Write out, word for word, every line from the first one through the line that holds "</config-page>", and nothing else; skip the pictures.
[start of Dataset section]
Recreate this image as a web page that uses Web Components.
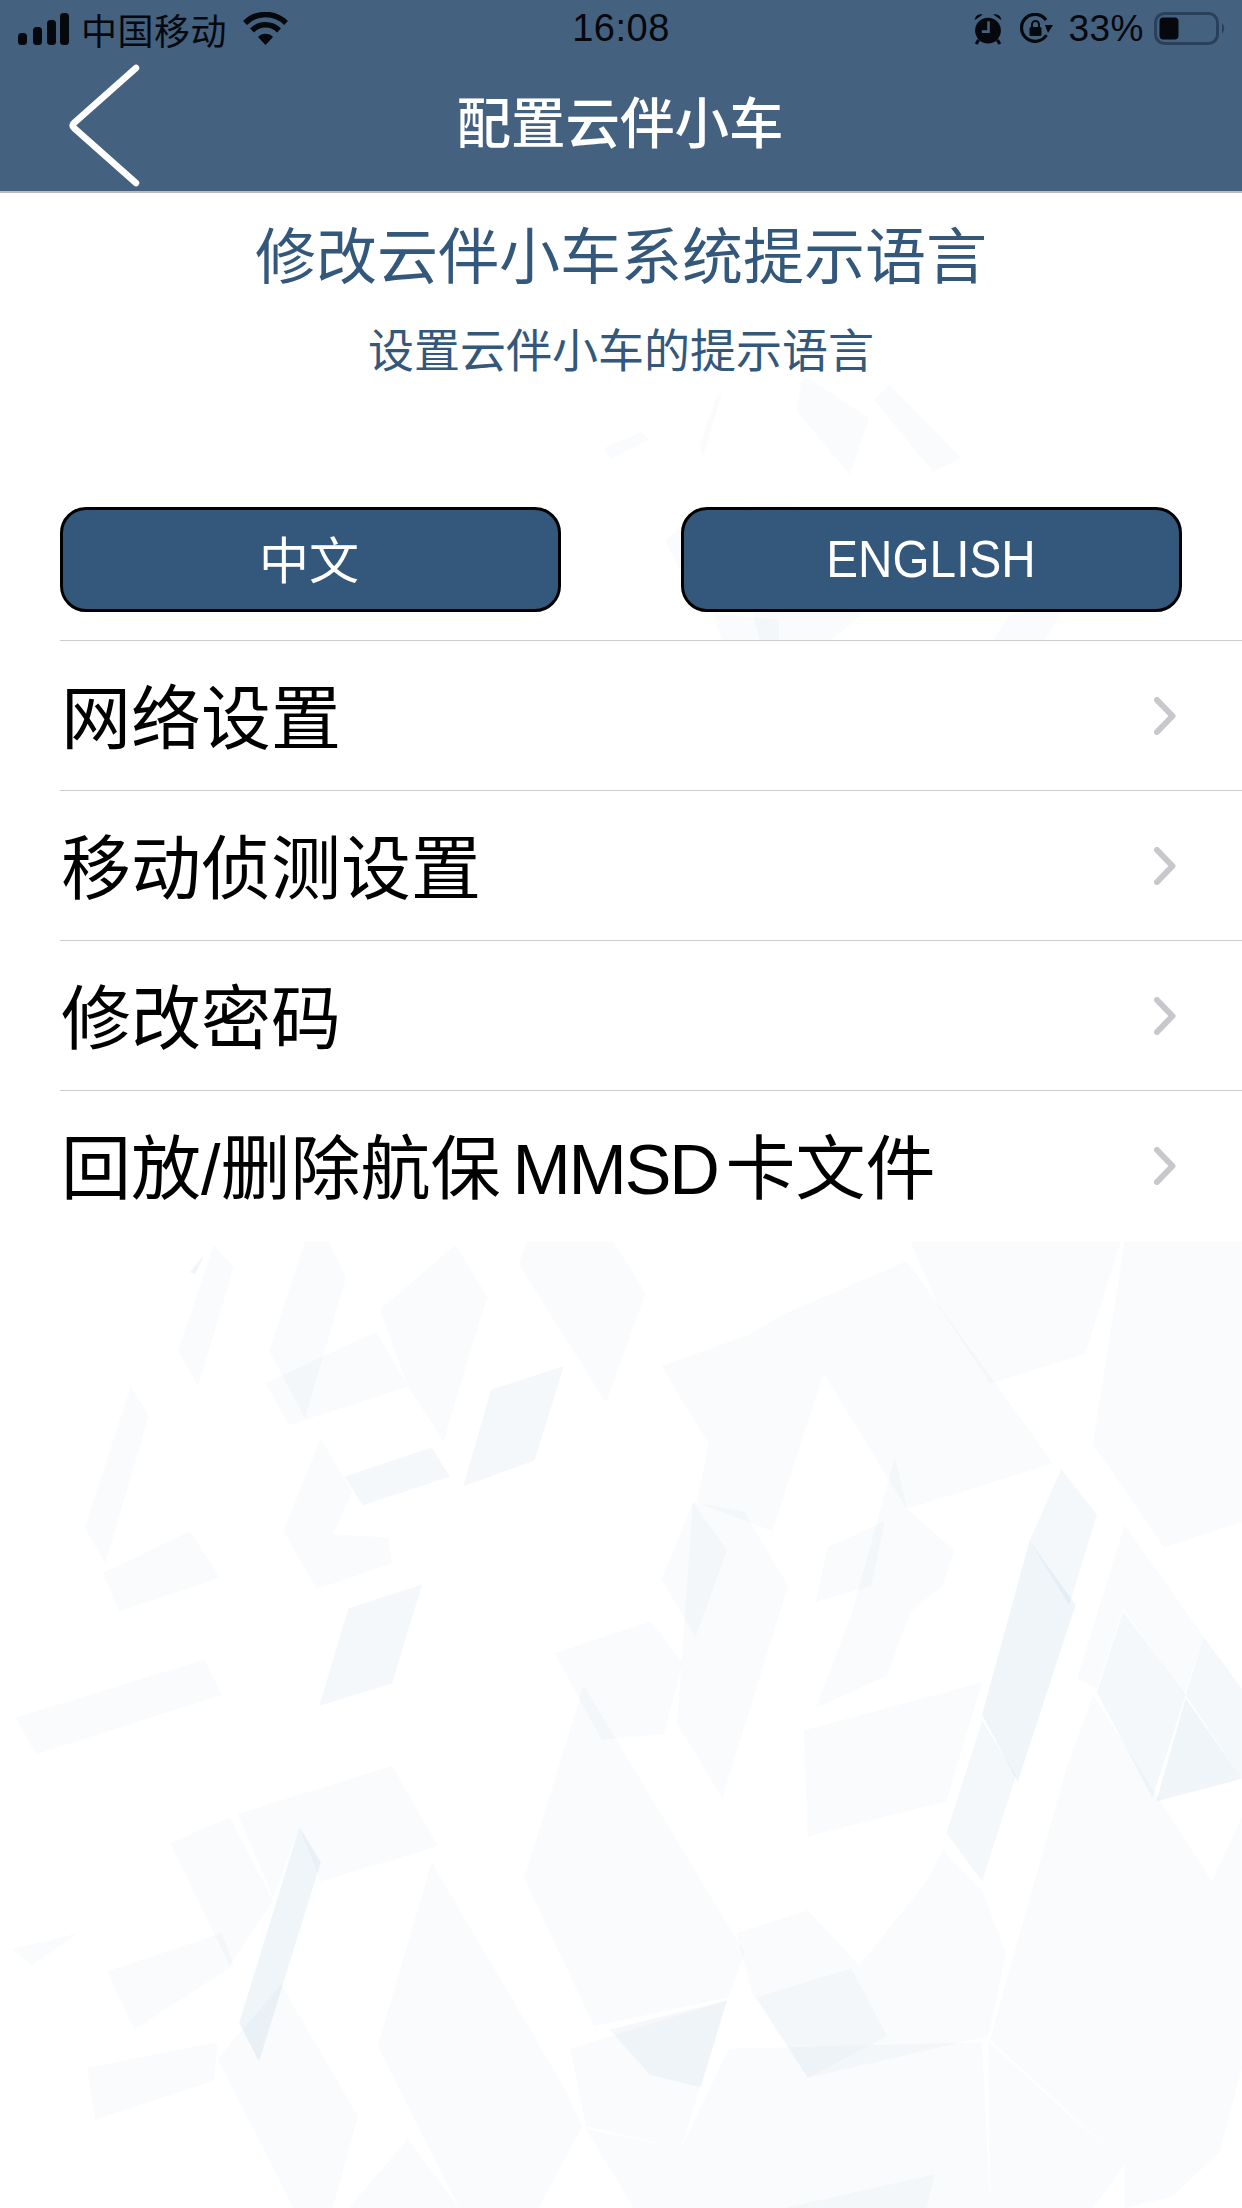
<!DOCTYPE html>
<html lang="zh">
<head>
<meta charset="utf-8">
<title>配置云伴小车</title>
<style>
    html, body { margin: 0; padding: 0; background: #fff; }
    body { font-family: "Liberation Sans", "Noto Sans CJK SC", sans-serif; }
</style>
</head>
<body>
<config-page>
    <lang-button slot="lang">中文</lang-button>
    <lang-button slot="lang" narrow>ENGLISH</lang-button>
    <menu-row>网络设置</menu-row>
    <menu-row>移动侦测设置</menu-row>
    <menu-row>修改密码</menu-row>
    <menu-row>回放/删除航保<span style="margin:0 8px 0 12px;letter-spacing:-2.2px">MMSD</span>卡文件</menu-row>
</config-page>

<script>
// faint background shapes, numbers measured off a 1568x1568 crop of the lower page
const LOWER_SHAPES = [
    [1, '270,70 295,105 250,290 225,235'],
    [1, '385,65 415,65 437,120 385,340 340,235'],
    [1, '475,205 515,290 365,350 335,285'],
    [1, '575,70 615,150 560,375 515,290 480,170'],
    [1, '655,100 665,65 775,65 815,145 765,315'],
    [2, '620,295 712,258 675,405 585,445'],
    [2, '435,430 545,385 568,430 458,475'],
    [1, '165,290 188,335 133,565 107,510'],
    [1, '130,580 240,515 278,588 150,640'],
    [1, '405,370 445,455 420,520 490,525 495,565 400,605 358,515'],
    [2, '440,635 533,598 495,752 403,787'],
    [1, '20,805 258,715 280,770 45,862'],
    [1, '835,258 945,210 985,180 1040,270 975,515 880,470 895,380'],
    [1, '985,180 1145,95 1330,410 1145,480 1040,270'],
    [1, '1150,65 1415,65 1370,240 1250,285 1185,165'],
    [1, '1420,65 1568,65 1568,310 1380,380'],
    [1, '1380,380 1568,310 1568,500 1470,540'],
    [1, '875,470 940,485 995,600 912,930 855,815'],
    [1, '835,590 875,470 918,545 878,680'],
    [1, '1045,540 1117,500 1100,600 1030,625'],
    [1, '1130,400 1145,480 1205,545 1190,600 1150,640 1120,740 1030,790 1075,645'],
    [1, '1015,825 1240,750 1195,935 1020,990'],
    [1, '700,705 822,655 862,720 838,830 760,840'],
    [1, '737,755 940,1170 920,1240 750,1285 662,1055'],
    [2, '1340,418 1385,490 1350,630 1300,530'],
    [3, '1300,530 1358,630 1285,905 1240,800'],
    [2, '1240,810 1283,895 1240,1060 1195,985'],
    [1, '1420,505 1520,680 1495,770 1418,635 1385,760 1360,745'],
    [2, '1418,640 1497,770 1455,930 1385,765'],
    [2, '1520,680 1568,760 1568,900 1497,770'],
    [3, '1497,775 1568,900 1460,935'],
    [1, '1380,770 1530,1060 1420,1500 1250,1305 1345,890'],
    [1, '1190,1010 1240,1075 1270,1170 1248,1300 1020,1365 950,1235 930,1140 1020,1105 1085,1190 1170,1060'],
    [1, '215,1000 290,960 345,1090 290,1190'],
    [1, '300,955 495,880 553,1005 405,1060 378,975 345,1085'],
    [3, '378,975 405,1030 327,1340 302,1280'],
    [1, '545,1030 710,1375 735,1440 680,1568 580,1568 477,1315'],
    [1, '720,1320 918,1245 860,1475 740,1440'],
    [2, '770,1290 918,1245 885,1380 820,1360'],
    [1, '275,1335 355,1220 452,1425 420,1568 370,1568'],
    [1, '1248,1310 1420,1500 1380,1568 1250,1568'],
    [1, '1530,1060 1568,960 1568,1350 1540,1480 1480,1550 1420,1568 1420,1500'],
    [1, '955,1240 1075,1195 1120,1300 1020,1365'],
    [1, '740,1445 860,1475 920,1320 1240,1310 1250,1568 800,1568'],
    [1, '135,1200 280,1140 295,1190 170,1290'],
    [1, '120,1430 270,1370 275,1310 110,1350'],
    [1, '440,1568 515,1460 580,1568'],
    [1, '1180,1515 1170,1568 990,1568'],
    [1, '15,1165 100,1140 40,1190'],
    [3, '240,112 258,85 246,116']
];
// same thing for the strip above the list, in page pixels
const UPPER_SHAPES = [
    [1, '803,375 869,418 850,475 796,410'],
    [1, '890,385 961,458 933,472 874,400'],
    [1, '604,448 642,432 649,440 611,459'],
    [1, '722,393 703,457 700,445 715,400'],
    [1, '713,613 779,620 779,641 722,641'],
    [1, '727,508 789,503 880,600 830,641 760,641'],
    [1, '665,540 690,520 690,590'],
    [1, '992,641 1010,615 1065,605 1045,641']
];
const OPACITY = { 1: 0.035, 2: 0.06, 3: 0.09 };

class BackdropArt extends HTMLElement {
    constructor() {
        super();
        const poly = ([level, points]) => `<polygon points="${points}" fill-opacity="${OPACITY[level]}"/>`;
        this.attachShadow({ mode: 'open' }).innerHTML = `
            <style>
                :host { position: absolute; inset: 0; display: block; }
                svg { display: block; width: 100%; height: 100%; }
            </style>
            <svg viewBox="0 0 1242 2208" fill="#4a90b8">
                ${UPPER_SHAPES.map(poly).join('')}
                <g transform="translate(0 1200) scale(.792 .643)">${LOWER_SHAPES.map(poly).join('')}</g>
            </svg>
        `;
    }
}

class StatusBar extends HTMLElement {
    constructor() {
        super();
        this.attachShadow({ mode: 'open' }).innerHTML = `
            <style>
                :host { display: grid; grid-template-columns: 1fr auto 1fr; align-items: center; height: 57px; padding: 0 15px 7px 18px; color: #05080d; font-size: 37px; }
                .left, .right { display: flex; align-items: center; }
                .right { justify-content: flex-end; }
                svg { display: block; flex: none; }
                .carrier { margin: 0 16px 0 11px; font-size: 36px; letter-spacing: .5px; }
                .time { font-size: 38px; letter-spacing: .5px; margin-right: 3px; }
                .pct { margin: 0 10px 0 15px; letter-spacing: .5px; }
            </style>
            <div class="left">
                <svg width="52" height="32" viewBox="0 0 52 32" fill="#05080d">
                    <rect x="0" y="20" width="9" height="12" rx="3.5"/>
                    <rect x="15" y="14" width="9" height="18" rx="3.5"/>
                    <rect x="29" y="7" width="9" height="25" rx="3.5"/>
                    <rect x="42" y="0" width="9" height="32" rx="3.5"/>
                </svg>
                <span class="carrier">中国移动</span>
                <svg width="45" height="33" viewBox="0 0 45 33" fill="none" stroke="#05080d" stroke-width="5.5">
                    <path d="M2 11 A29 29 0 0 1 43 11"/>
                    <path d="M9 18.5 A19 19 0 0 1 36 18.5"/>
                    <path d="M15 25 A10.5 10.5 0 0 1 30 25 L22.5 33 Z" fill="#05080d" stroke="none"/>
                </svg>
            </div>
            <div class="time">16:08</div>
            <div class="right">
                <svg width="30" height="33" viewBox="0 0 28 32" style="margin-right:17px">
                    <circle cx="14" cy="18" r="12.5" fill="#05080d"/>
                    <path d="M1 8 A6 6 0 0 1 9 2.5 Z M27 8 A6 6 0 0 0 19 2.5 Z" fill="#05080d"/>
                    <path d="M5 27 L2.5 31 M23 27 L25.5 31" stroke="#05080d" stroke-width="3"/>
                    <path d="M14.5 9 V19 H8" fill="none" stroke="#44617f" stroke-width="2.5"/>
                </svg>
                <svg width="33" height="32" viewBox="0 0 33 32">
                    <path d="M26.5 22 A13.5 13.5 0 1 1 26 7" fill="none" stroke="#05080d" stroke-width="3.2"/>
                    <path d="M25 12 L33 12 L28 20 Z" fill="#05080d"/>
                    <rect x="9.5" y="14" width="12" height="9" rx="1.5" fill="#05080d"/>
                    <path d="M12 14 V11.5 A3.5 3.5 0 0 1 19 11.5 V14" fill="none" stroke="#05080d" stroke-width="2"/>
                </svg>
                <span class="pct">33%</span>
                <svg width="73" height="33" viewBox="0 0 73 33">
                    <rect x="1.5" y="1.5" width="62" height="30" rx="9" fill="none" stroke="#29405a" stroke-width="3"/>
                    <rect x="5.5" y="5.5" width="19" height="22" rx="4" fill="#05080d"/>
                    <path d="M68 11 A8 8 0 0 1 68 22 Z" fill="#29405a"/>
                </svg>
            </div>
        `;
    }
}

class NavBar extends HTMLElement {
    constructor() {
        super();
        this.attachShadow({ mode: 'open' }).innerHTML = `
            <style>
                :host { display: flex; position: relative; align-items: center; justify-content: center; height: 127px; padding: 0 2px 5px 0; box-sizing: border-box; }
                .back { position: absolute; left: 68px; top: 0; display: block; }
                h1 { margin: 0; font-size: 54.5px; font-weight: 500; line-height: 64px; color: #fff; }
            </style>
            <svg class="back" width="74" height="124" viewBox="0 0 74 124" fill="none">
                <path d="M68 4 L6 59 Q3 61 6 64 L68 119" stroke="#fff" stroke-width="6.5" stroke-linecap="round" stroke-linejoin="round"/>
            </svg>
            <h1><slot></slot></h1>
        `;
    }
}

class LangButton extends HTMLElement {
    constructor() {
        super();
        this.attachShadow({ mode: 'open' }).innerHTML = `
            <style>
                :host { display: flex; align-items: center; justify-content: center; box-sizing: border-box; width: 501px; height: 105px; padding: 0 3px 5px 0; background: #34587b; border: 3px solid #000; border-radius: 26px; color: #fff; font-size: 50px; }
                :host([narrow]) { font-size: 51px; padding: 0 2px 0 0; }
                :host([narrow]) span { display: inline-block; transform: scaleX(.935); }
            </style>
            <span><slot></slot></span>
        `;
    }
}

class MenuRow extends HTMLElement {
    constructor() {
        super();
        this.attachShadow({ mode: 'open' }).innerHTML = `
            <style>
                :host { display: block; background: #fff; padding-left: 60px; color: #000; font-size: 70px; }
                .row { display: flex; align-items: center; justify-content: space-between; height: 150px; box-sizing: border-box; border-top: 1px solid #cbcbcb; padding: 0 66px 5px 1px; }
                svg { display: block; flex: none; margin-top: 5px; }
            </style>
            <div class="row">
                <span><slot></slot></span>
                <svg width="22" height="38" viewBox="0 0 22 38" fill="none">
                    <path d="M3 3 L18.5 19 L3 35" stroke="#c7c7cc" stroke-width="6" stroke-linecap="round" stroke-linejoin="round"/>
                </svg>
            </div>
        `;
    }
}

class ConfigPage extends HTMLElement {
    constructor() {
        super();
        this.attachShadow({ mode: 'open' }).innerHTML = `
            <style>
                :host { display: block; position: relative; width: 1242px; height: 2208px; overflow: hidden; background: #fff; font-family: "Liberation Sans", "Noto Sans CJK SC", sans-serif; }
                .content { position: relative; }
                .top { background: #44617f; border-bottom: 2px solid #b9bdc2; }
                .intro { padding-top: 30px; text-align: center; color: #34587b; }
                h2 { margin: 0; font-size: 61px; font-weight: 400; line-height: 70px; }
                p { margin: 33px 0 0; font-size: 46px; line-height: 50px; }
                .langs { display: flex; justify-content: space-between; margin-top: 131px; padding: 0 60px 28px 60px; }
            </style>
            <backdrop-art></backdrop-art>
            <div class="content">
                <div class="top">
                    <status-bar></status-bar>
                    <nav-bar>配置云伴小车</nav-bar>
                </div>
                <div class="intro">
                    <h2>修改云伴小车系统提示语言</h2>
                    <p>设置云伴小车的提示语言</p>
                </div>
                <div class="langs"><slot name="lang"></slot></div>
                <slot></slot>
            </div>
        `;
    }
}

customElements.define('backdrop-art', BackdropArt);
customElements.define('status-bar', StatusBar);
customElements.define('nav-bar', NavBar);
customElements.define('lang-button', LangButton);
customElements.define('menu-row', MenuRow);
customElements.define('config-page', ConfigPage);
</script>
</body>
</html>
[end of Dataset section]
### [Exercise response]
Recreate this image as a web page that uses Web Components.
<!DOCTYPE html>
<html lang="zh">
<head>
<meta charset="utf-8">
<title>配置云伴小车</title>
<style>
    html, body { margin: 0; padding: 0; background: #fff; }
    body { font-family: "Liberation Sans", "Noto Sans CJK SC", sans-serif; }
</style>
</head>
<body>
<config-page>
    <lang-button slot="lang">中文</lang-button>
    <lang-button slot="lang" narrow>ENGLISH</lang-button>
    <menu-row>网络设置</menu-row>
    <menu-row>移动侦测设置</menu-row>
    <menu-row>修改密码</menu-row>
    <menu-row>回放/删除航保<span style="margin:0 8px 0 12px;letter-spacing:-2.2px">MMSD</span>卡文件</menu-row>
</config-page>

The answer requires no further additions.